▶ [Given problem]: Word for word, print each line of the listing below; pictures stay out.

------------

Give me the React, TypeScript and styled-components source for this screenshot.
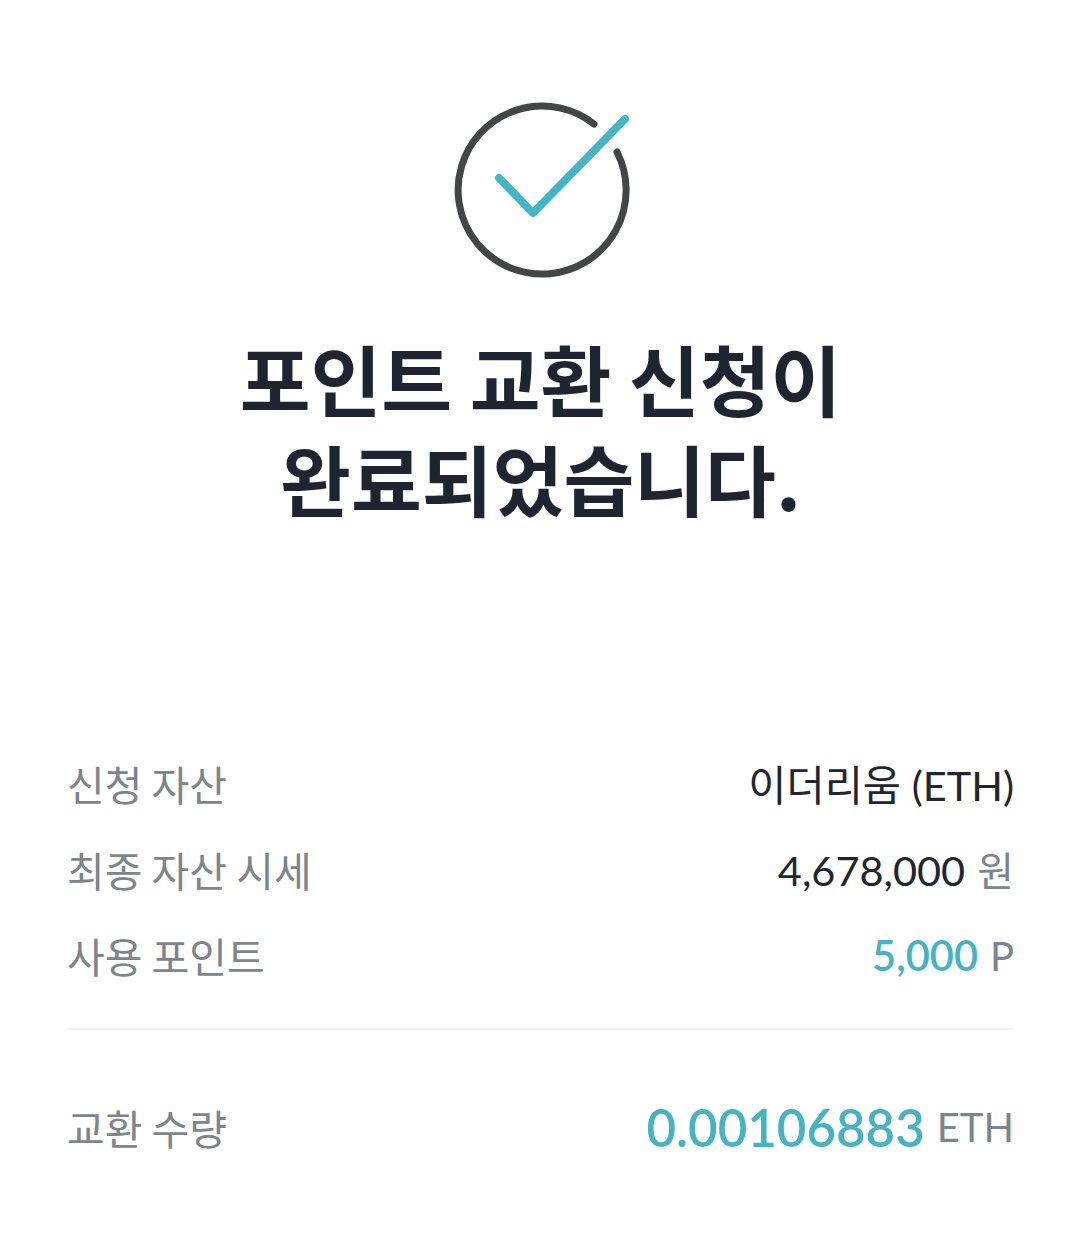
import React from "react";
import styled, { createGlobalStyle } from "styled-components";

const Global = createGlobalStyle`
  html, body { margin: 0; padding: 0; background: #fff; }
  body { font-family: "Lato", "Noto Sans CJK KR", sans-serif; }
`;

const Page = styled.main`
  width: 1080px;
  height: 1235px;
  box-sizing: border-box;
  padding: 100px 66px 0 67px;
  display: flex;
  flex-direction: column;
  overflow: hidden;
  background: #fff;
`;

const IconWrap = styled.div`
  display: flex;
  justify-content: center;
  height: 180px;
`;

const Title = styled.h1`
  margin: 48px 0 0;
  text-align: center;
  font-family: "Noto Sans CJK KR", sans-serif;
  font-weight: 700;
  font-size: 77px;
  line-height: 100px;
  letter-spacing: 0;
  color: #1e2530;
`;

const Rows = styled.section`
  margin-top: 212px;
  display: flex;
  flex-direction: column;
`;

const Row = styled.div`
  display: flex;
  justify-content: space-between;
  align-items: center;
  height: 86px;
`;

const Label = styled.span`
  font-family: "Noto Sans CJK KR", sans-serif;
  font-size: 41px;
  font-weight: 400;
  color: #7d858c;
`;

const Value = styled.span<{ $center?: boolean }>`
  display: flex;
  align-items: ${p => (p.$center ? "center" : "baseline")};
  gap: 12px;
  color: #20262e;
`;

const Amount = styled.span<{ $accent?: boolean; $large?: boolean }>`
  font-family: "Lato", "Noto Sans CJK KR", sans-serif;
  font-size: ${p => (p.$large ? 51 : 41.5)}px;
  font-weight: ${p => (p.$accent ? 600 : 400)};
  color: ${p => (p.$accent ? "#45b3c4" : "#20262e")};
`;

const Unit = styled.span`
  font-family: "Lato", "Noto Sans CJK KR", sans-serif;
  font-size: 40px;
  color: #7d858c;
`;

const Divider = styled.hr`
  margin: 30px 0 0;
  border: 0;
  height: 2px;
  background: #f0f2f3;
`;

const Total = styled(Row)`
  margin-top: 54px;
`;

const CheckIcon = () => (
  <svg width="180" height="180" viewBox="0 0 180 180" fill="none">
    <path d="M143 24 A84 84 0 1 0 166 52" stroke="#434547" strokeWidth="7" strokeLinecap="round" />
    <path d="M48 78 L82 113 L174 19" stroke="#45b5c6" strokeWidth="8" strokeLinecap="round" strokeLinejoin="round" />
  </svg>
);

export default function App() {
  return (
    <Page>
      <Global />
      <IconWrap><CheckIcon /></IconWrap>
      <Title>포인트 교환 신청이<br />완료되었습니다.</Title>
      <Rows>
        <Row><Label>신청 자산</Label><Value><Amount>이더리움 (ETH)</Amount></Value></Row>
        <Row><Label>최종 자산 시세</Label><Value><Amount>4,678,000</Amount><Unit>원</Unit></Value></Row>
        <Row><Label>사용 포인트</Label><Value><Amount $accent>5,000</Amount><Unit>P</Unit></Value></Row>
      </Rows>
      <Divider />
      <Total><Label>교환 수량</Label><Value $center><Amount $accent $large>0.00106883</Amount><Unit>ETH</Unit></Value></Total>
    </Page>
  );
}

------------

▶ [Correct output]:
Give me the React, TypeScript and styled-components source for this screenshot.
import React from "react";
import styled, { createGlobalStyle } from "styled-components";

const Global = createGlobalStyle`
  html, body { margin: 0; padding: 0; background: #fff; }
  body { font-family: "Lato", "Noto Sans CJK KR", sans-serif; }
`;

const Page = styled.main`
  width: 1080px;
  height: 1235px;
  box-sizing: border-box;
  padding: 100px 66px 0 67px;
  display: flex;
  flex-direction: column;
  overflow: hidden;
  background: #fff;
`;

const IconWrap = styled.div`
  display: flex;
  justify-content: center;
  height: 180px;
`;

const Title = styled.h1`
  margin: 48px 0 0;
  text-align: center;
  font-family: "Noto Sans CJK KR", sans-serif;
  font-weight: 700;
  font-size: 77px;
  line-height: 100px;
  letter-spacing: 0;
  color: #1e2530;
`;

const Rows = styled.section`
  margin-top: 212px;
  display: flex;
  flex-direction: column;
`;

const Row = styled.div`
  display: flex;
  justify-content: space-between;
  align-items: center;
  height: 86px;
`;

const Label = styled.span`
  font-family: "Noto Sans CJK KR", sans-serif;
  font-size: 41px;
  font-weight: 400;
  color: #7d858c;
`;

const Value = styled.span<{ $center?: boolean }>`
  display: flex;
  align-items: ${p => (p.$center ? "center" : "baseline")};
  gap: 12px;
  color: #20262e;
`;

const Amount = styled.span<{ $accent?: boolean; $large?: boolean }>`
  font-family: "Lato", "Noto Sans CJK KR", sans-serif;
  font-size: ${p => (p.$large ? 51 : 41.5)}px;
  font-weight: ${p => (p.$accent ? 600 : 400)};
  color: ${p => (p.$accent ? "#45b3c4" : "#20262e")};
`;

const Unit = styled.span`
  font-family: "Lato", "Noto Sans CJK KR", sans-serif;
  font-size: 40px;
  color: #7d858c;
`;

const Divider = styled.hr`
  margin: 30px 0 0;
  border: 0;
  height: 2px;
  background: #f0f2f3;
`;

const Total = styled(Row)`
  margin-top: 54px;
`;

const CheckIcon = () => (
  <svg width="180" height="180" viewBox="0 0 180 180" fill="none">
    <path d="M143 24 A84 84 0 1 0 166 52" stroke="#434547" strokeWidth="7" strokeLinecap="round" />
    <path d="M48 78 L82 113 L174 19" stroke="#45b5c6" strokeWidth="8" strokeLinecap="round" strokeLinejoin="round" />
  </svg>
);

export default function App() {
  return (
    <Page>
      <Global />
      <IconWrap><CheckIcon /></IconWrap>
      <Title>포인트 교환 신청이<br />완료되었습니다.</Title>
      <Rows>
        <Row><Label>신청 자산</Label><Value><Amount>이더리움 (ETH)</Amount></Value></Row>
        <Row><Label>최종 자산 시세</Label><Value><Amount>4,678,000</Amount><Unit>원</Unit></Value></Row>
        <Row><Label>사용 포인트</Label><Value><Amount $accent>5,000</Amount><Unit>P</Unit></Value></Row>
      </Rows>
      <Divider />
      <Total><Label>교환 수량</Label><Value $center><Amount $accent $large>0.00106883</Amount><Unit>ETH</Unit></Value></Total>
    </Page>
  );
}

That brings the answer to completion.